A criminal conviction can have wide-ranging effects on a person’s ability to get a job, among other things. And for home health care workers, criminal records can have an adverse and arguably unjustifiable long-term impact when it comes to holding down a position.
Such might be the case for one home health care aide in New York, who recently had a 13-year-old fraud conviction expunged by U.S. District Court Judge John Gleeson for the Eastern District of New York, who cited that “there is a growing recognition that the adverse employment consequences of old convictions are excessive and counter-productive,” according to a court memorandum filed last month.
In 2001, the defendant, identified as Jane Doe in court filings, was found guilty of an automobile insurance fraud scheme that occurred in 1997. According to court documents, she had faked an injury from a staged car accident and then subsequently falsely claimed to have received medical services related to her fabricated “injury.”
For her role in the scheme, Doe was sentenced in March 2002 to five years of probation, 10 months of home detention and a restitution order of $46,701.
Since then, and in the years following the end of her probation in March 2007, Doe’s criminal record had continuously surfaced at each home health care job she applied for, each time leading to her eventual termination once employers saw the results of her background check.
“She doesn’t lie to her employers, who do not ask if she has a criminal record at the hiring stage,” Gleeson stated. “However, after she gets jobs, record checks are performed by her employers or others acting on her behalf. Once they learn of Doe’s conviction, she gets fired.

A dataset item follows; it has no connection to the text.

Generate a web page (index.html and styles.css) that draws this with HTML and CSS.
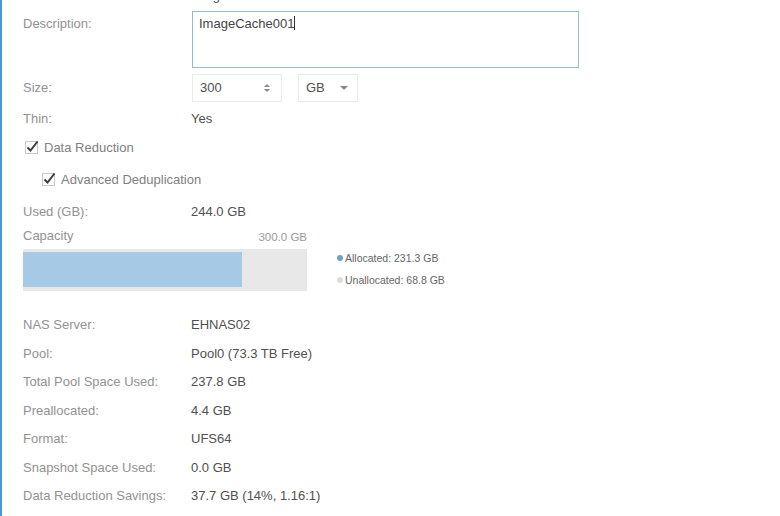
FILE: index.html
```html
<!DOCTYPE html>
<html lang="en">
<head>
  <meta charset="UTF-8" />
  <title>File System Properties</title>
  <link rel="stylesheet" href="styles.css">
</head>
<body>
<div class="panel">
  <div class="form">
    <div class="row name-row">
      <span class="label">Name:</span>
      <span class="value">ImageCache</span>
    </div>

    <div class="row desc-row">
      <span class="label desc-label">Description:</span>
      <div class="textarea">ImageCache001<span class="caret"></span></div>
    </div>

    <div class="row size-row">
      <span class="label">Size:</span>
      <div class="spinner">
        <span>300</span>
        <svg width="8" height="12" viewBox="0 0 8 12"><path d="M1 5 L4 2 L7 5 Z M1 7 L4 10 L7 7 Z" fill="#8a8a8a"/></svg>
      </div>
      <div class="select">
        <span>GB</span>
        <svg width="8" height="5" viewBox="0 0 8 5"><path d="M0 0 L8 0 L4 4 Z" fill="#8a8a8a"/></svg>
      </div>
    </div>

    <div class="row thin-row">
      <span class="label">Thin:</span>
      <span class="value">Yes</span>
    </div>

    <div class="check-row reduction">
      <svg class="cb" width="16" height="15" viewBox="0 0 16 15">
        <rect x="0.5" y="2.5" width="12" height="12" fill="#fff" stroke="#c8c8c8"/>
        <path d="M2.5 8.5 L5.5 11.5 L12.5 2.5" fill="none" stroke="#3c3c3c" stroke-width="2"/>
      </svg>
      <span>Data Reduction</span>
    </div>

    <div class="check-row dedup">
      <svg class="cb" width="16" height="15" viewBox="0 0 16 15">
        <rect x="0.5" y="2.5" width="12" height="12" fill="#fff" stroke="#c8c8c8"/>
        <path d="M2.5 8.5 L5.5 11.5 L12.5 2.5" fill="none" stroke="#3c3c3c" stroke-width="2"/>
      </svg>
      <span>Advanced Deduplication</span>
    </div>

    <div class="row used-row">
      <span class="label">Used (GB):</span>
      <span class="value">244.0 GB</span>
    </div>

    <div class="cap-row">
      <span class="label">Capacity</span>
      <span class="cap-total">300.0 GB</span>
    </div>

    <div class="bar-row">
      <div class="bar">
        <div class="bar-fill" style="width: 77.1%"></div>
      </div>
      <ul class="legend">
        <li><i class="dot dot-alloc"></i>Allocated: 231.3 GB</li>
        <li><i class="dot dot-free"></i>Unallocated: 68.8 GB</li>
      </ul>
    </div>

    <div class="details">
      <div class="row"><span class="label">NAS Server:</span><span class="value">EHNAS02</span></div>
      <div class="row"><span class="label">Pool:</span><span class="value">Pool0 (73.3 TB Free)</span></div>
      <div class="row"><span class="label">Total Pool Space Used:</span><span class="value">237.8 GB</span></div>
      <div class="row"><span class="label">Preallocated:</span><span class="value">4.4 GB</span></div>
      <div class="row"><span class="label">Format:</span><span class="value">UFS64</span></div>
      <div class="row"><span class="label">Snapshot Space Used:</span><span class="value">0.0 GB</span></div>
      <div class="row"><span class="label">Data Reduction Savings:</span><span class="value">37.7 GB (14%, 1.16:1)</span></div>
    </div>
  </div>
</div>
</body>
</html>
```

FILE: styles.css
```css
html, body { margin: 0; background: #fff; }
body { font-family: "Liberation Sans", Arial, sans-serif; font-size: 13px; color: #505050; }

.panel {
  height: 516px;
  overflow: hidden;
  border-left: 2px solid #4a97d2;
  padding-left: 21px;
  box-sizing: border-box;
}
.form { margin-top: -12px; }

.row { display: flex; line-height: 16px; }
.label { width: 168px; flex: none; color: #929292; }
.value { color: #505050; }

.name-row { height: 16px; }
.desc-row { margin-top: 7px; }
.desc-label { padding-top: 5px; }
.textarea {
  width: 387px; height: 57px;
  margin-left: 1px;
  box-sizing: border-box;
  border: 1px solid #8fbdd6;
  padding: 4px 6px;
  color: #444;
}
.caret { display: inline-block; width: 1px; height: 14px; background: #333; vertical-align: -2px; }

.size-row { margin-top: 6px; height: 28px; line-height: 28px; }
.spinner, .select {
  height: 28px; box-sizing: border-box;
  border: 1px solid #ebebeb;
  display: flex; align-items: center; justify-content: space-between;
  color: #505050;
}
.spinner { width: 90px; margin-left: 1px; padding: 0 10px 0 7px; }
.select { width: 60px; margin-left: 16px; padding: 0 9px 0 7px; }

.thin-row { margin-top: 9px; }

.check-row { display: flex; align-items: center; height: 16px; line-height: 16px; color: #808080; }
.check-row .cb { margin-right: 3px; margin-top: -3px; }
.reduction { margin-top: 13px; padding-left: 2px; }
.dedup { margin-top: 16px; padding-left: 19px; }

.used-row { margin-top: 16px; }

.cap-row { margin-top: 8px; display: flex; width: 284px; justify-content: space-between; line-height: 16px; }
.cap-total { font-size: 11.5px; color: #9a9a9a; padding-top: 1px; }

.bar-row { margin-top: 4px; display: flex; }
.bar {
  width: 284px; height: 42px;
  background: #e8e8e8;
  padding: 3px 0 4px;
  box-sizing: border-box;
}
.bar-fill { height: 100%; background: #a6c9e5; }

.legend { list-style: none; margin: -2px 0 0 30px; padding: 0; font-size: 10.5px; color: #666; }
.legend li { display: flex; align-items: center; height: 22px; }
.dot { display: inline-block; width: 6px; height: 6px; border-radius: 50%; margin-right: 2px; }
.dot-alloc { background: #6fa0c8; }
.dot-free { background: #dcdcdc; }

.details { margin-top: 20px; }
.details .row { line-height: 28.5px; height: 28.5px; }
```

This has happened to her half a dozen times.”
While Gleeson admitted that employers are entitled to know about the past convictions of job applicants, he indicated that if employers had the time and the resources to conduct a thorough investigation of the applicant or employee, then they might conclude that the conviction is no longer a meaningful consideration in determining suitability for employment.
Gleeson also acknowledged that had Doe’s original offense arisen from her work as a home health aide, the outcome of the expungement hearing might have been different.
The conviction for the unrelated, non-violent offense, however, had drastically hindered Doe’s ability to hold a job, and in turn, increased her dependence on public assistance—all while she had remained in the good graces of the law with no other criminal conduct.
Doe is just one of the 65 million Americans who have a criminal record and suffer the adverse consequences that result from it, Gleeson noted, while highlighting the need to take a “fresh look” at policies that shut people out from the social, economic and educational opportunities they need in order to re-enter society successfully.
“There is no justification for continuing to impose this disability on her,” Gleeson stated. “I sentenced her to five years of probation supervision, not to a lifetime of unemployment.”